On that list of ‘ummmm nos’ I had that I did not want to date a man who had any kids nor did I want a man who had been married before. Reason being…I wanted us to experience those for the first time together (if we married).
But as life went on, I found myself dating both.
After doing so, I once again referred to my list and said that I would NOT do that again.
Here recently, I found myself getting mentally involved with someone who has a child, someone who has been married before, and someone who has both checks in the “ummmmm no” column.
I have an interest in all three for various reasons.
The one with the child and I get along great. We laugh together. Have similar interests. We know how to make each other smile. And he has heart. So what’s the problem? I don’t know. You tell me. He just stopped calling all of a sudden. Won’t answer my calls. Nothing…nada. I am sitting here racking my brain trying to understand, yet I have no answers.
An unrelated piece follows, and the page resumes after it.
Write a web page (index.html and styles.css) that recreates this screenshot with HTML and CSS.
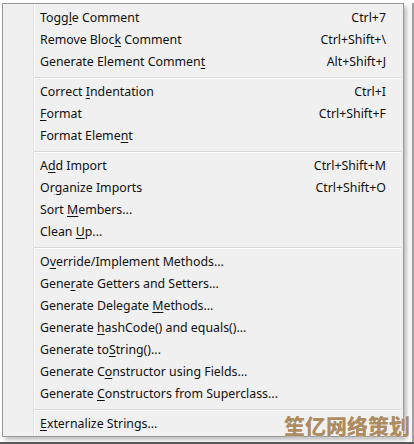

Guy number two. We used to work together. At that time he was married so both of us kept our interest under wraps. Nothing ever happened beyond words. Fast forward five years later. He’s divorced. We reconnect. This time we moved beyond the attraction and make the connection. Things are cool. The problem: He has baggage from his unsuccessful marriage and a pending baby mama that compromises me moving forward with my feelings. But I like him, so….
Now the guy who is divorced and has two children is another story. We have great communication. Both of us are witty and can go back and forth for hours. My issue is that he has a problem with my celibacy.
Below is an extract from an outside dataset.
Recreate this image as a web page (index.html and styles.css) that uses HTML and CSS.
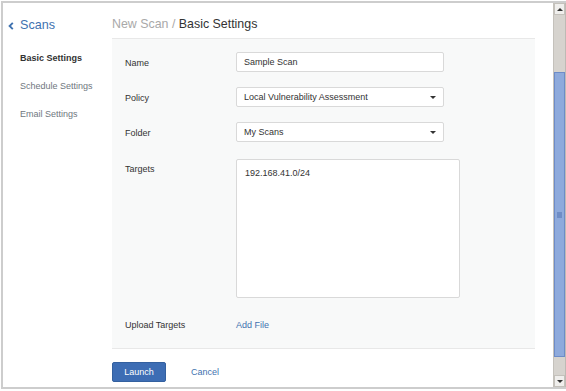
FILE: index.html
```html
<!DOCTYPE html>
<html>
<head>
<meta charset="utf-8">
<link rel="stylesheet" href="styles.css">
</head>
<body>
<div class="window">
  <div class="page">
    <aside class="sidebar">
      <a class="back"><svg class="chev" width="6" height="8" viewBox="0 0 6 8"><path d="M4.8 0.8 L1.6 4 L4.8 7.2" fill="none" stroke="#3f72b0" stroke-width="1.9"/></svg><span>Scans</span></a>
      <nav class="nav">
        <div class="nav-item active">Basic Settings</div>
        <div class="nav-item">Schedule Settings</div>
        <div class="nav-item">Email Settings</div>
      </nav>
    </aside>
    <main class="main">
      <h1 class="title"><span class="crumb">New Scan / </span>Basic Settings</h1>
      <section class="panel">
        <div class="row">
          <label class="label">Name</label>
          <div class="input">Sample Scan</div>
        </div>
        <div class="row">
          <label class="label">Policy</label>
          <div class="input select">Local Vulnerability Assessment<span class="caret"></span></div>
        </div>
        <div class="row">
          <label class="label">Folder</label>
          <div class="input select">My Scans<span class="caret"></span></div>
        </div>
        <div class="row row-top targets-row">
          <label class="label">Targets</label>
          <div class="textarea">192.168.41.0/24</div>
        </div>
        <div class="row upload-row">
          <label class="label">Upload Targets</label>
          <a class="link">Add File</a>
        </div>
      </section>
      <div class="actions">
        <button class="btn">Launch</button>
        <a class="link cancel">Cancel</a>
      </div>
    </main>
  </div>
  <div class="scrollbar">
    <div class="sb-btn"><span class="arrow up"></span></div>
    <div class="sb-track">
      <div class="sb-thumb"><span class="grip"></span></div>
    </div>
    <div class="sb-btn"><span class="arrow down"></span></div>
  </div>
</div>
</body>
</html>
```

FILE: styles.css
```css
* { box-sizing: border-box; }
html, body { margin: 0; padding: 0; background: #fff; }
body {
  font-family: "Liberation Sans", Arial, sans-serif;
  font-size: 9px;
  color: #333;
}
.window {
  margin: 1px 0 0 1px;
  width: 565px;
  height: 388px;
  border: 2px solid #cdcdcd;
  border-right: none;
  display: flex;
  overflow: hidden;
}
.page {
  flex: 1;
  display: flex;
  min-width: 0;
}
.sidebar {
  width: 109px;
  flex: none;
  padding-top: 12px;
}
.back {
  display: flex;
  align-items: center;
  height: 20px;
  padding-left: 5px;
  color: #3f72b0;
  font-size: 12.6px;
}
.chev { margin-right: 6px; margin-top: 1px; }
.nav { margin-top: 9px; padding-left: 17px; }
.nav-item {
  line-height: 28px;
  height: 28px;
  color: #6f7780;
}
.nav-item.active { color: #333; font-weight: bold; }

.main {
  flex: 1;
  padding-right: 18px;
  display: flex;
  flex-direction: column;
}
.title {
  margin: 0;
  height: 35px;
  padding-top: 11px;
  line-height: 20px;
  font-size: 12.4px;
  font-weight: normal;
  color: #333;
}
.crumb { color: #a9a9a9; }
.panel {
  background: #f8f9f9;
  border-top: 1px solid #e8e8e8;
  border-bottom: 1px solid #e8e8e8;
  padding: 13px 0 14px 13px;
  display: flex;
  flex-direction: column;
  gap: 15px;
}
.row {
  display: flex;
  align-items: flex-start;
  height: 20px;
}
.targets-row { margin-top: 2px; height: auto; }
.upload-row { margin-top: 1px; }
.label {
  width: 111px;
  flex: none;
  height: 20px;
  line-height: 18px;
  padding-top: 2px;
  color: #333;
}
.targets-row .label { padding-top: 1px; }
.input {
  width: 208px;
  height: 20px;
  line-height: 17px;
  padding: 1px 7px 0;
  background: #fff;
  border: 1px solid #d9d9d9;
  border-radius: 2px;
  color: #333;
  position: relative;
}
.caret {
  position: absolute;
  right: 7px;
  top: 8px;
  width: 0;
  height: 0;
  border-left: 3px solid transparent;
  border-right: 3px solid transparent;
  border-top: 3.5px solid #333;
}
.textarea {
  width: 224px;
  height: 139px;
  background: #fff;
  border: 1px solid #d9d9d9;
  border-radius: 2px;
  padding: 7px 8px;
  line-height: 12px;
  color: #333;
}
.link { color: #3f72b0; }
.upload-row .link { display: block; height: 20px; line-height: 18px; padding-top: 2px; }
.actions {
  display: flex;
  align-items: center;
  margin-top: 13px;
}
.btn {
  width: 54px;
  height: 20px;
  padding: 0;
  border: 1px solid #33609f;
  border-radius: 2px;
  background: #3d6db4;
  color: #fff;
  font-family: "Liberation Sans", Arial, sans-serif;
  font-size: 9px;
}
.cancel { margin-left: 25px; }

.scrollbar {
  width: 13px;
  flex: none;
  display: flex;
  flex-direction: column;
  background: #d6d3ce;
  border-left: 1px solid #c4c1bb;
  border-right: 1px solid #bdbab4;
}
.sb-btn {
  height: 12px;
  flex: none;
  background: #f0efed;
  border: 1px solid #c4c1bb;
  display: flex;
  align-items: center;
  justify-content: center;
}
.arrow {
  width: 0; height: 0;
  border-left: 3px solid transparent;
  border-right: 3px solid transparent;
}
.arrow.up { border-bottom: 3px solid #333; }
.arrow.down { border-top: 3px solid #333; }
.sb-track {
  flex: 1;
  padding-top: 57px;
}
.sb-thumb {
  height: 285px;
  background: #8eaadc;
  border: 1px solid #6d8cc8;
  display: flex;
  align-items: center;
  justify-content: center;
}
.grip {
  width: 5px;
  height: 6px;
  background: #6f8dc6;
}
```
My main issue with all three is that when I look beyond my ‘ummmmm nos’ because I want to be fair and give these guys a shot, I feel like I am being let down in some way. I feel like, “Okay, yeah I don’t date men in your category but I want to see where this attraction leads to.” And just when I do that, I open myself up for disappointment.
I have experienced the same disappointment with men that don’t have kids and that have never been married. It’s just on a different level. Maybe there is something in me that feels more hopeful when a man appears on my ‘desires’ list more than my ‘ummmm nos’.
All of this has me wondering where to draw the line. Yes, I am open to hurt no matter what direction I turn. It just hurts a little more when I go against the grain. Not to say that I am lowering my standards. I am just stepping out of the box. Guy number one told me to step out of my box and when I did it for him, he let me down.
So what’s a lady to do???
This is Jewells signing out…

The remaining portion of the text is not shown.